**Work to complete**
Using the data below, copy every line that contains the word "this".

====

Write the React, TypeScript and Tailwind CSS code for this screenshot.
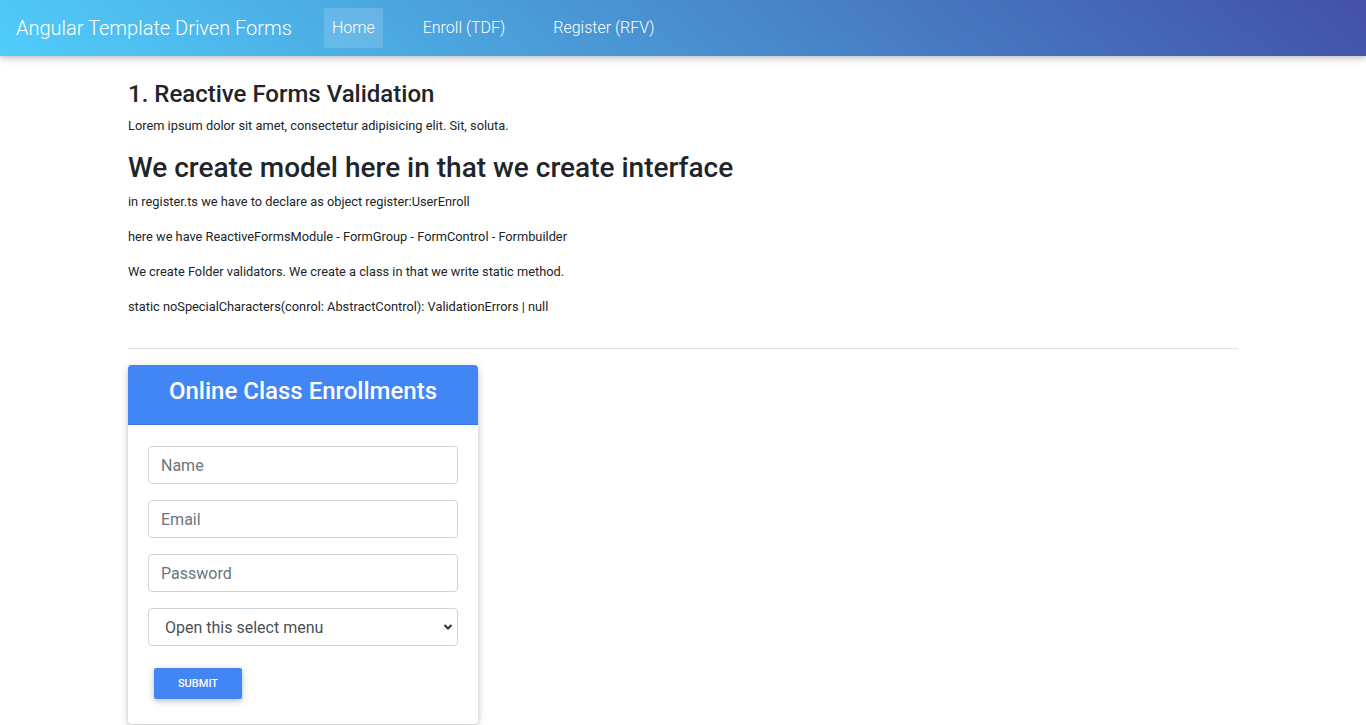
import React from 'react';

const navLinks = [
  { label: 'Home', active: true },
  { label: 'Enroll (TDF)', active: false },
  { label: 'Register (RFV)', active: false },
];

const notes = [
  'in register.ts we have to declare as object register:UserEnroll',
  'here we have ReactiveFormsModule - FormGroup - FormControl - Formbuilder',
  'We create Folder validators. We create a class in that we write static method.',
  'static noSpecialCharacters(conrol: AbstractControl): ValidationErrors | null',
];

export default function App() {
  return (
    <div className="min-h-screen bg-white text-[#212529] font-['Roboto',sans-serif]">
      <nav className="h-14 flex items-center px-4 bg-[linear-gradient(40deg,#50cdfa,#4250a6)] shadow-[0_2px_5px_0_rgba(0,0,0,0.16),0_2px_10px_0_rgba(0,0,0,0.12)]">
        <span className="text-white text-[20px] font-light mr-[32px]">Angular Template Driven Forms</span>
        <ul className="flex items-center gap-[32px]">
          {navLinks.map((link) => (
            <li key={link.label}>
              <a
                href="#"
                className={`block px-2 h-10 leading-10 text-white text-[16px] font-light ${
                  link.active ? 'bg-white/15' : ''
                }`}
              >
                {link.label}
              </a>
            </li>
          ))}
        </ul>
      </nav>

      <div className="w-[1110px] mx-auto pt-[24px]">
        <h4 className="text-[24px] font-medium leading-[1.2] mb-[7px]">1. Reactive Forms Validation</h4>
        <p className="text-[12.8px] leading-[19px] mb-[16px]">
          Lorem ipsum dolor sit amet, consectetur adipisicing elit. Sit, soluta.
        </p>
        <h2 className="text-[28px] font-medium leading-[1.2] mb-[8px]">
          We create model here in that we create interface
        </h2>
        {notes.map((note) => (
          <p key={note} className="text-[12.8px] leading-[19px] mb-[16px]">
            {note}
          </p>
        ))}
        <hr className="border-0 border-t border-[#e0e0e0] mt-[32px] mb-[16px]" />

        <div className="w-[350px] rounded-[4px] bg-white shadow-[0_2px_5px_0_rgba(0,0,0,0.16),0_2px_10px_0_rgba(0,0,0,0.12)] overflow-hidden">
          <div className="h-[60px] bg-[#4285f4] flex justify-center pt-[10px] border-b border-[#3b78dc]">
            <h3 className="text-white text-[24px] leading-8 font-medium">Online Class Enrollments</h3>
          </div>
          <form className="px-5 pt-[21px] pb-[25px] flex flex-col gap-4">
            {['Name', 'Email', 'Password'].map((ph) => (
              <input
                key={ph}
                placeholder={ph}
                className="h-[38px] w-full rounded-[4px] border border-[#ced4da] px-3 text-[16px] text-[#495057] placeholder:text-[#6c757d] outline-none"
              />
            ))}
            <div className="relative">
              <select className="appearance-none h-[38px] w-full rounded-[4px] border border-[#ced4da] pl-4 pr-8 pt-[2px] text-[16px] text-[#495057] bg-white outline-none">
                <option>Open this select menu</option>
              </select>
              <svg
                className="absolute right-[5px] top-[14px] w-[10px] h-[10px] text-[#333] pointer-events-none"
                viewBox="0 0 10 10"
                fill="none"
                stroke="currentColor"
                strokeWidth="2"
              >
                <path d="M1.5 3 L5 6.5 L8.5 3" />
              </svg>
            </div>
            <div className="pt-[6px]">
              <button
                type="button"
                className="ml-[6px] w-[88px] h-[31px] rounded-[2px] bg-[#4285f4] text-white text-[11px] font-medium uppercase shadow-[0_2px_5px_0_rgba(0,0,0,0.16),0_2px_10px_0_rgba(0,0,0,0.12)]"
              >
                Submit
              </button>
            </div>
          </form>
        </div>
      </div>
    </div>
  );
}
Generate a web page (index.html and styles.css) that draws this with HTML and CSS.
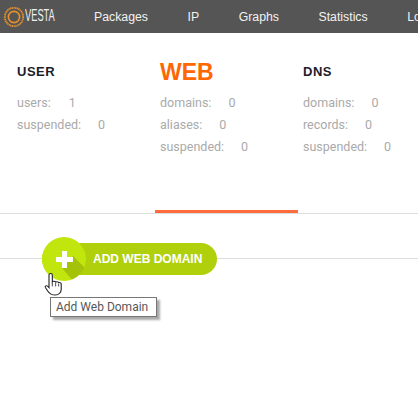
FILE: index.html
```html
<!DOCTYPE html>
<html lang="en">
<head>
  <meta charset="UTF-8">
  <title>Vesta - WEB</title>
  <link rel="stylesheet" href="styles.css">
</head>
<body>

  <!-- Top menu -->
  <header class="top-bar">
    <a class="logo" href="#">
      <svg class="logo-ring" width="22" height="22" viewBox="0 0 22 22">
        <circle cx="11" cy="11" r="9.200" fill="none" stroke="#e8912d" stroke-width="1.800" stroke-dasharray="1.200 .5"/>
        <circle cx="11" cy="11" r="5.600" fill="none" stroke="#e8912d" stroke-width="1.600"/>
      </svg>
      <span class="logo-text">VESTA</span>
    </a>
    <nav class="top-nav">
      <a href="#">Packages</a>
      <a href="#">IP</a>
      <a href="#">Graphs</a>
      <a href="#">Statistics</a>
      <a href="#">Log</a>
    </nav>
  </header>

  <!-- Stat tabs -->
  <section class="tabs">
    <div class="tab">
      <h2>USER</h2>
      <ul>
        <li><span>users:</span><b class="users-val">1</b></li>
        <li><span>suspended:</span><b>0</b></li>
      </ul>
    </div>
    <div class="tab active">
      <h2>WEB</h2>
      <ul>
        <li><span>domains:</span><b>0</b></li>
        <li><span>aliases:</span><b>0</b></li>
        <li><span>suspended:</span><b>0</b></li>
      </ul>
    </div>
    <div class="tab">
      <h2>DNS</h2>
      <ul>
        <li><span>domains:</span><b>0</b></li>
        <li><span>records:</span><b>0</b></li>
        <li><span>suspended:</span><b>0</b></li>
      </ul>
    </div>
  </section>

  <!-- Add button -->
  <section class="actions">
    <a class="add-btn" href="#">
      <span class="add-circle">
        <svg width="44" height="44" viewBox="0 0 44 44">
          <path d="M31 19l14 14v11H31L20 31z" fill="#a5c20a"/>
          <path d="M20 14h5v6h6v5h-6v6h-5v-6h-6v-5h6z" fill="#fff"/>
        </svg>
      </span>
      <span class="add-label">ADD WEB DOMAIN</span>
    </a>
    <svg class="cursor" width="20" height="25" viewBox="0 0 18 26" preserveAspectRatio="none">
      <path d="M6 1.500c1 0 1.500.7 1.500 1.700v7c.5-.9 2.500-.9 3 .3.700-.7 2.300-.5 2.700.7.800-.5 2.300-.1 2.300 1.300v5.500c0 3-2 6-5.500 6-3.500 0-5-1.500-6.500-4l-2.300-4c-.6-1.300 1-2.400 2.100-1.200l1.200 1.400V3.200c0-1 .5-1.700 1.500-1.700z" fill="#fff" stroke="#222" stroke-width="1"/>
      <path d="M7.500 11v4M10.500 11.500V15M13.200 12.500V15" fill="none" stroke="#222" stroke-width=".8"/>
    </svg>
    <div class="tooltip">Add Web Domain</div>
  </section>

</body>
</html>
```

FILE: styles.css
```css
/* Basic Reset */
* {
  margin: 0;
  padding: 0;
  box-sizing: border-box;
}

body {
  font-family: "Liberation Sans", Arial, sans-serif;
  background-color: #fff;
  overflow: hidden;
  width: 418px;
  height: 420px;
}

a {
  text-decoration: none;
}

/* Top bar */
.top-bar {
  display: flex;
  align-items: center;
  height: 33px;
  background-color: #555;
  white-space: nowrap;
  overflow: hidden;
}

.logo {
  display: flex;
  align-items: center;
  width: 94px;
  padding-left: 3px;
  flex-shrink: 0;
}

.logo-text {
  font-size: 16px;
  line-height: 16px;
  color: #eee;
  display: inline-block;
  width: 30px;
  margin-top: -1px;
  transform: scaleX(.58);
  transform-origin: left center;
}

.top-nav {
  display: flex;
}

.top-nav a {
  color: #f2f2f2;
  font-size: 12.300px;
  margin-right: 39.500px;
}

/* Tabs */
.tabs {
  display: flex;
  height: 181px;
  padding-left: 12px;
  border-bottom: 1px solid #ddd;
  overflow: hidden;
}

.tab {
  position: relative;
  width: 143px;
  flex-shrink: 0;
  padding: 31px 0 0 5px;
}

.tab h2 {
  height: 20px;
  font-size: 13px;
  line-height: 16px;
  font-weight: bold;
  letter-spacing: .5px;
  color: #1c1c2b;
  margin: 0 0 8px;
}

.tab ul {
  list-style: none;
  font-family: Roboto, sans-serif;
  font-size: 12.500px;
  line-height: 22px;
  color: #aaa;
}

.tab li b {
  font-weight: normal;
  margin-left: 17px;
}

.tab li .users-val {
  margin-left: 18px;
}

.tab.active {
  border-bottom: 3px solid #ff6b3d;
}

.tab.active h2 {
  font-size: 23px;
  line-height: 30px;
  letter-spacing: 0;
  color: #ff6701;
  margin-top: -7px;
  height: 27px;
  margin-bottom: 8px;
}

/* Add button */
.actions {
  position: relative;
  padding: 23px 0 0 42px;
}

.actions::before {
  content: "";
  position: absolute;
  left: 0;
  right: 0;
  top: 44px;
  border-top: 1px solid #ddd;
}

.add-btn {
  position: relative;
  display: flex;
  align-items: center;
  width: 175px;
  height: 32px;
  margin-top: 6px;
  border-radius: 16px;
  background-color: #afd00a;
}

.add-circle {
  width: 44px;
  height: 44px;
  border-radius: 50%;
  background-color: #c0e60d;
  flex-shrink: 0;
  overflow: hidden;
}

.add-circle svg {
  display: block;
}

.add-label {
  margin-left: 7px;
  font-size: 12px;
  font-weight: bold;
  color: #fff;
  white-space: nowrap;
}

.cursor {
  position: absolute;
  left: 44px;
  top: 58px;
}

.tooltip {
  position: absolute;
  left: 50px;
  top: 83px;
  height: 20px;
  width: 107px;
  border: 1px solid #767676;
  background-color: #fff;
  box-shadow: 3px 3px 2px #aaa;
  font-family: Roboto, sans-serif;
  font-size: 12px;
  line-height: 18px;
  padding-left: 5px;
  color: #575757;
  white-space: nowrap;
}
```
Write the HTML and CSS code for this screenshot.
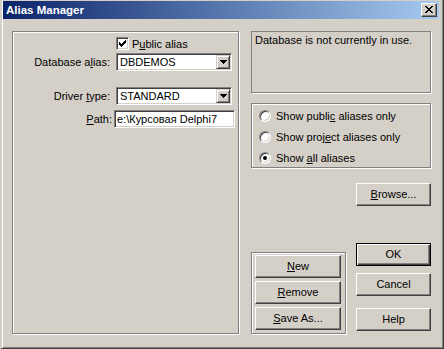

====

**Correct result**
Write the React, TypeScript and Tailwind CSS code for this screenshot.
                <option>Open this select menu</option>
Generate a web page (index.html and styles.css) that draws this with HTML and CSS.
Write the HTML and CSS code for this screenshot.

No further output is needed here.